The 4 ownership rules that prevent stuck work
These rules are simple—and they change everything.
1) One owner at a time
At any moment, one person is accountable for moving the work forward.
If two people “own” it, no one owns it.
2) The sender owns completeness
The person handing off work is responsible for providing the required inputs.
If the receiver has to chase info, the handoff wasn’t done.
3) The receiver owns the next step
Once the handoff is accepted, the receiver owns:
confirming receipt
stating the next step
giving a timeline (even if it’s “TBD by Friday”)
4) Acceptance is explicit
A handoff isn’t real until the receiver says: “Accepted.”
This can be a checkbox, a status change, or a simple confirmation message.
The handoff checklist (copy/paste)
Use this checklist any time work moves between people.
Handoff checklist
Context
What is the goal/outcome?
What decisions have already been made?
Inputs
Required files/links included
Constraints noted (timeline, budget, brand, compliance)
Owner + due date
Receiver/owner is named
Due date or next checkpoint is stated
Definition of done (QA)
What does “good” look like?
Who reviews/approves?
Escalation rule
If blocked for more than X hours/days, who gets pinged?
Pass rule: If any required input is missing, the handoff is not accepted—route back to the sender.

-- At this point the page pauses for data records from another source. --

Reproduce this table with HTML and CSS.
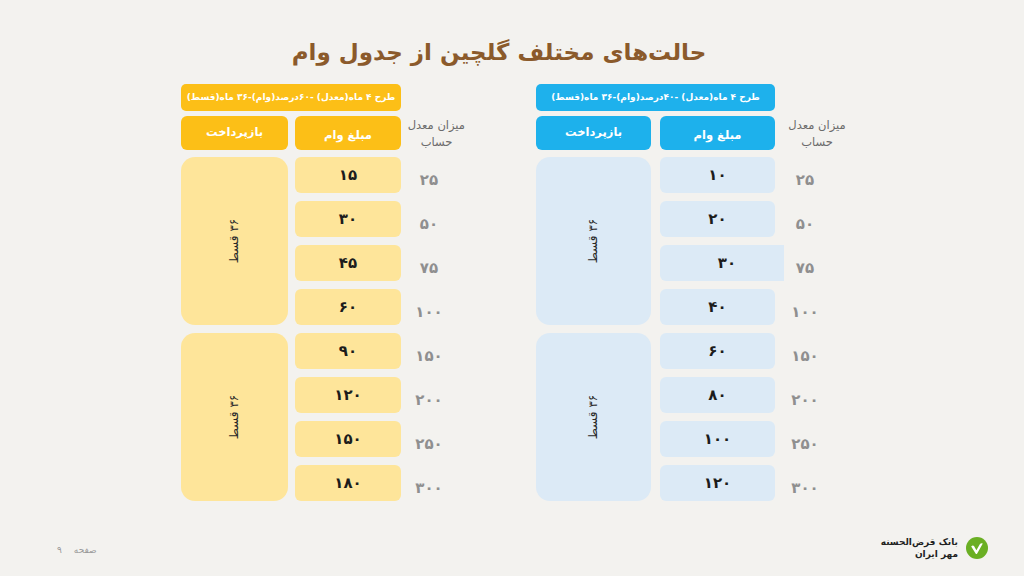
FILE: index.html
```html
<!DOCTYPE html>
<html lang="fa" dir="rtl">
<head>
<meta charset="utf-8">
<title>حالت‌های مختلف گلچین از جدول وام</title>
<link rel="stylesheet" href="styles.css">
</head>
<body>
<div class="page">
  <h1 class="title">حالت‌های مختلف گلچین از جدول وام</h1>

  <div class="tables">
    <!-- blue table -->
    <section class="table table-blue">
      <div class="banner">طرح ۴ ماه(معدل) -۴۰درصد(وام)-۳۶ ماه(قسط)</div>
      <div class="grid">
        <div class="label">میزان معدل<br>حساب</div>
        <div class="head head-amount">مبلغ وام</div>
        <div class="head head-repay">بازپرداخت</div>

        <div class="big big-1"><span class="rot">۳۶ قسط</span></div>
        <div class="big big-2"><span class="rot">۳۶ قسط</span></div>

        <div class="val r1">۲۵</div><div class="amt r1">۱۰</div>
        <div class="val r2">۵۰</div><div class="amt r2">۲۰</div>
        <div class="val r3">۷۵</div><div class="amt r3 amt-wide">۳۰</div>
        <div class="val r4">۱۰۰</div><div class="amt r4">۴۰</div>
        <div class="val r5">۱۵۰</div><div class="amt r5">۶۰</div>
        <div class="val r6">۲۰۰</div><div class="amt r6">۸۰</div>
        <div class="val r7">۲۵۰</div><div class="amt r7">۱۰۰</div>
        <div class="val r8">۳۰۰</div><div class="amt r8">۱۲۰</div>
      </div>
    </section>

    <!-- yellow table -->
    <section class="table table-yellow">
      <div class="banner">طرح ۴ ماه(معدل) -۶۰درصد(وام)-۳۶ ماه(قسط)</div>
      <div class="grid">
        <div class="label">میزان معدل<br>حساب</div>
        <div class="head head-amount">مبلغ وام</div>
        <div class="head head-repay">بازپرداخت</div>

        <div class="big big-1"><span class="rot">۳۶ قسط</span></div>
        <div class="big big-2"><span class="rot">۳۶ قسط</span></div>

        <div class="val r1">۲۵</div><div class="amt r1">۱۵</div>
        <div class="val r2">۵۰</div><div class="amt r2">۳۰</div>
        <div class="val r3">۷۵</div><div class="amt r3">۴۵</div>
        <div class="val r4">۱۰۰</div><div class="amt r4">۶۰</div>
        <div class="val r5">۱۵۰</div><div class="amt r5">۹۰</div>
        <div class="val r6">۲۰۰</div><div class="amt r6">۱۲۰</div>
        <div class="val r7">۲۵۰</div><div class="amt r7">۱۵۰</div>
        <div class="val r8">۳۰۰</div><div class="amt r8">۱۸۰</div>
      </div>
    </section>
  </div>

  <footer class="footer">
    <div class="brand">
      <svg class="brand-mark" width="22" height="22" viewBox="0 0 22 22" aria-hidden="true">
        <circle cx="11" cy="11" r="11" fill="#6aaf23"/>
        <path d="M5.2 9.6 L9.6 16.6 Q10.4 17.6 11.2 16.6 L16.8 6.4 Q15 5.6 13.8 7.2 L10.4 13.2 L8 9 Q6.6 8 5.2 9.6 Z" fill="#ffffff"/>
      </svg>
      <div class="brand-text">
        <div>بانک قرض‌الحسنه</div>
        <div>مهر ایران</div>
      </div>
    </div>
    <div class="pageno"><span>صفحه</span><span>۹</span></div>
  </footer>
</div>
</body>
</html>
```

FILE: styles.css
```css
* { box-sizing: border-box; }

html, body {
  margin: 0;
  padding: 0;
}

body {
  background: #f3f2ef;
  font-family: "DejaVu Sans", "Noto Sans", sans-serif;
  color: #222;
}

.page {
  width: 1024px;
  height: 576px;
  overflow: hidden;
  padding-top: 35px;
}

.title {
  margin: 0 0 15px 0;
  height: 34px;
  line-height: 34px;
  text-align: center;
  font-size: 23px;
  font-weight: bold;
  color: #8b5a2b;
  padding-right: 26px;
}

.tables {
  display: flex;
  flex-direction: row;
  gap: 71px;
  padding-right: 174px;
}

.table {
  display: flex;
  flex-direction: column;
}

.banner {
  height: 27px;
  line-height: 27px;
  border-radius: 5px;
  color: #fff;
  font-size: 9px;
  font-weight: bold;
  text-align: center;
  margin-bottom: 5px;
  white-space: nowrap;
  overflow: hidden;
}

.grid {
  display: grid;
  grid-template-rows: 33px repeat(8, 36px);
  row-gap: 8px;
}

.table-blue .banner { margin-right: 75px; width: 239px; background: #1eb1ec; }
.table-blue .grid { grid-template-columns: 66px 115px 115px; column-gap: 9px; }

.table-yellow .banner { margin-right: 64px; width: 220px; background: #fcbf17; }
.table-yellow .grid { grid-template-columns: 57px 106px 107px; column-gap: 7px; }

.label {
  grid-column: 1;
  grid-row: 1;
  font-size: 11.5px;
  line-height: 17px;
  color: #6b6b6b;
  text-align: center;
  padding-top: 1px;
  white-space: nowrap;
}

.head {
  grid-row: 1;
  height: 34px;
  border-radius: 6px;
  color: #fff;
  font-size: 11.5px;
  font-weight: bold;
  display: flex;
  align-items: center;
  justify-content: center;
}
.head-amount { grid-column: 2; padding-top: 3px; }
.head-repay { grid-column: 3; padding-bottom: 2px; }

.table-blue .head { background: #1db1ec; }
.table-yellow .head { background: #fcbf17; }

.big {
  grid-column: 3;
  border-radius: 14px;
  display: flex;
  align-items: center;
  justify-content: center;
}
.big-1 { grid-row: 2 / span 4; }
.big-2 { grid-row: 6 / span 4; }

.table-blue .big { background: #dceaf6; }
.table-yellow .big { background: #fee59a; }

.rot {
  display: inline-block;
  transform: rotate(-90deg);
  white-space: nowrap;
  font-size: 12px;
  color: #2a2a2a;
}

.amt {
  grid-column: 2;
  border-radius: 6px;
  display: flex;
  align-items: center;
  justify-content: center;
  font-size: 15px;
  font-weight: bold;
  color: #1c1c1c;
}
.table-blue .amt { background: #dceaf6; }
.table-yellow .amt { background: #fee59a; }

.amt-wide {
  margin-right: -9px;
  border-top-right-radius: 0;
  border-bottom-right-radius: 0;
  padding-left: 10px;
}

.val {
  grid-column: 1;
  display: flex;
  align-items: center;
  justify-content: center;
  font-size: 15px;
  font-weight: bold;
  color: #8f8f8f;
  padding-top: 9px;
}
.table-blue .val { padding-right: 24px; }
.table-yellow .val { padding-right: 15px; }

.r1 { grid-row: 2; }
.r2 { grid-row: 3; }
.r3 { grid-row: 4; }
.r4 { grid-row: 5; }
.r5 { grid-row: 6; }
.r6 { grid-row: 7; }
.r7 { grid-row: 8; }
.r8 { grid-row: 9; }

.footer {
  margin-top: 36px;
  height: 22px;
  display: flex;
  justify-content: space-between;
  align-items: center;
  padding-right: 36px;
  padding-left: 57px;
}

.brand {
  display: flex;
  align-items: center;
  gap: 8px;
}

.brand-mark { display: block; }

.brand-text {
  font-size: 9px;
  font-weight: bold;
  line-height: 12px;
  color: #222;
  text-align: right;
}

.pageno {
  display: flex;
  gap: 12px;
  font-size: 9px;
  color: #9a9a9a;
  padding-top: 4px;
}
```
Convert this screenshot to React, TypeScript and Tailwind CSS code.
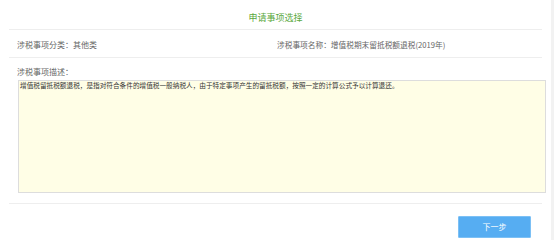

The handoff workflow table (copy/paste)
Trigger | Inputs | Steps | Owner | QA | Output |
Work needs to move to a new person/role | Goal, context, required files/links, constraints, definition of done | Sender packages handoff → receiver confirms acceptance → receiver states next step + due date → work proceeds → QA/review → closeout | Receiver (after acceptance) | Handoff checklist completed; acceptance logged | Work is accepted, trackable, and moving with clear ownership |
How to stop handoffs from becoming bottlenecks (3 practical patterns)
1) Use a “handoff packet” template
Even a simple standard format reduces back-and-forth:
Goal
What’s done
What’s needed
Links
Constraints
Due date
Definition of done
2) Add a readiness gate before meetings
If a meeting depends on a handoff (kickoff, review, approval), require:
inputs complete
owner assigned
agenda defined
Otherwise, the meeting becomes a live handoff—and wastes time.
3) Timebox feedback loops
When work bounces between people, set rules:
feedback due within X days
feedback in one place
revisions limited to Y rounds unless scope changes
Where AI helps (without creating more chaos)
AI can make handoffs faster by drafting the handoff packet—but humans must verify accuracy.
Good AI assist points:
Summarize a call or thread into a structured handoff packet
Extract decisions, action items, owners, and deadlines
Flag missing inputs (“no timeline provided,” “no approval criteria”)
Human-first guardrail: AI can draft the handoff; humans confirm commitments and constraints.
How Ethos approaches this
We design handoffs like a system, not a vibe.
We define required inputs so receivers don’t chase info
We assign one owner and make acceptance explicit
We build QA into the workflow so work doesn’t bounce endlessly
We add escalation rules so stuck work becomes visible
That’s how teams reduce bottlenecks without adding more meetings.
Real-World Example
A small team kept saying, “We’re waiting on each other.”
The real issue: handoffs were happening in Slack with partial context. The receiver didn’t know what “done” looked like, so work bounced back.
We implemented:
a handoff packet template
explicit acceptance (“Accepted” + due date)
a definition-of-done checklist for reviews
Result: fewer pings, faster cycle time, and fewer “I thought you had it” moments.
FAQs
What is a workflow handoff?
A workflow handoff is the transfer of responsibility from one person/role to another, including the context, inputs, and definition of done needed to continue work.
Who should own a handoff?
The receiver becomes the owner after they explicitly accept the handoff. The sender owns completeness before acceptance.
How do I prevent work from getting stuck between people?
Use one-owner rules, define required inputs, require explicit acceptance, and add escalation timelines so stuck work becomes visible.
Do I need a tool to manage handoffs?
No. Tools help, but clarity wins first. Start with a checklist + explicit acceptance, then decide what to automate.